The remaining layers are the software layers.
Graphics Library Model
Pixel : A pixel is the smallest unit of a screen which is an LED for LED displays. The color of the pixel can be changed by changing the RGB values connected to the pins of the LED.
Resolution : The count of the pixels in the horizontal rows and vertical columns in a display panel is called the Screen resolution. The units of the screen resolution are specified as Rows x Columns , for example 320 x 240 means a screen having 320 rows and 240 columns and the count of pixels is equal to 76,800 pixels.
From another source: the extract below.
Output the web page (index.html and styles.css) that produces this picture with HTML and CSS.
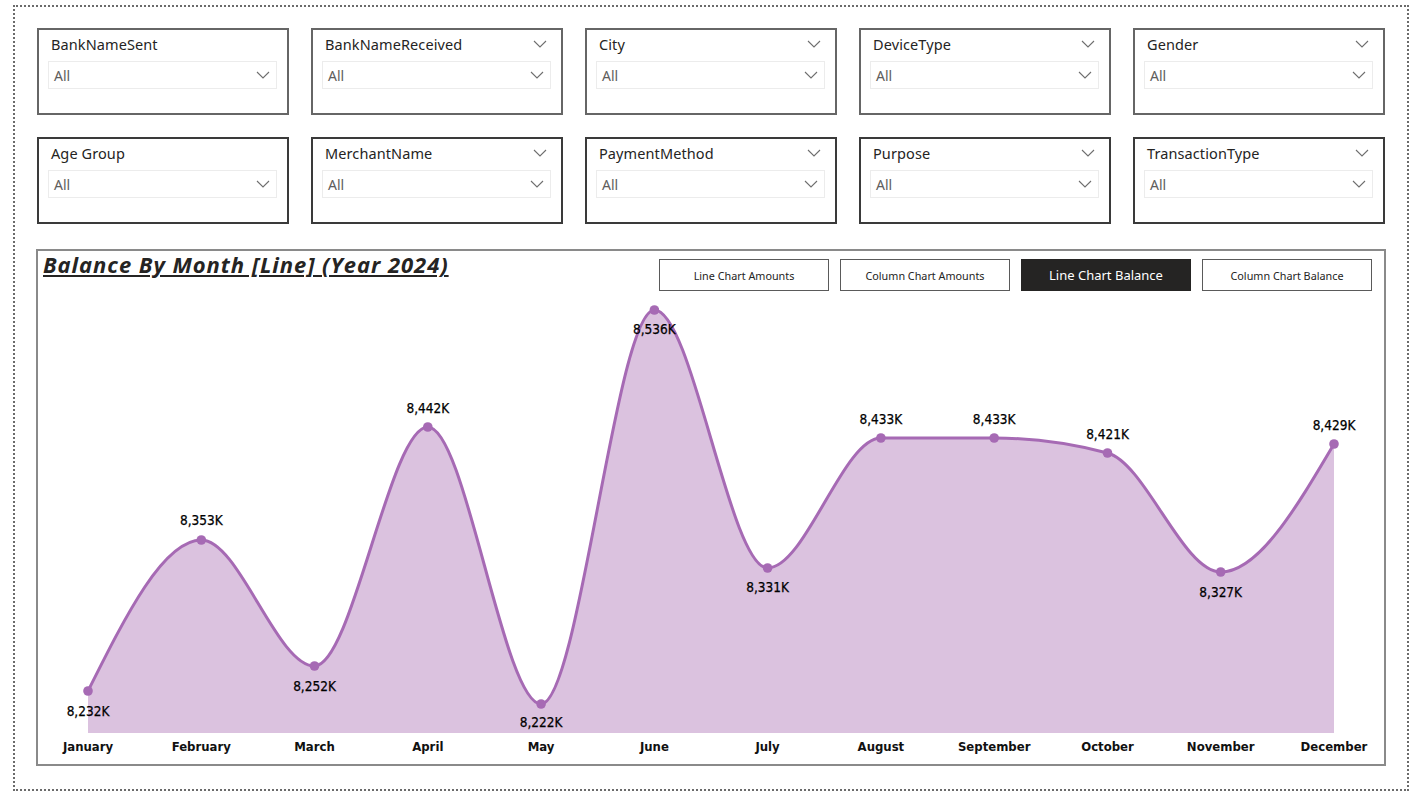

Frame Rate : Frame rate is the frequency at which the number of frames are changed on a display, it is expressed in Hertz. It is used for moving images or videos application.
Scan Rate : Scan rate usually refers to horizontal scan rate of a display panel and it describes the number of times the rows are scanned or illuminated in a single frame. The scan rate can be expressed as 1/2,1/4,1/8 etc…
Refresh Rate : Refresh rate is also a scan rate but used for vertical columns scanning and it describes the number of times the columns are illuminated in a frame. The refresh rate is expressed in hertz and usually a refresh rate of 60 Hz implies that the screen is refreshed 60 times within a second.
The refresh rate is related to the scan rate, For instance a screen with a scan rate of 96 Khz at a resolution of 1280 x 1024 results in a refresh rate of 96,000 /(1280 x 1024) ~ 89 Hz.
Raster scan : Raster scan is a technique to display images on a panel by illuminating or scanning one line at a time from left to right on a screen. Depending on the scan rate, few rows are scanned simultaneously and then the display is blanked and then the other rows are scanned. This process is repeated for each frame and during the same process the vertical scan is also steadily increasing downward but at a lesser rate which is called the refresh rate.
Color depth : The units of the color depth are bits per pixel or bpp. Each pixel is represented by the number of bits used for RGB. A 24 bit bpp corresponds to 8 bits for Red, 8 bits for Green and 8 bits for blue colours.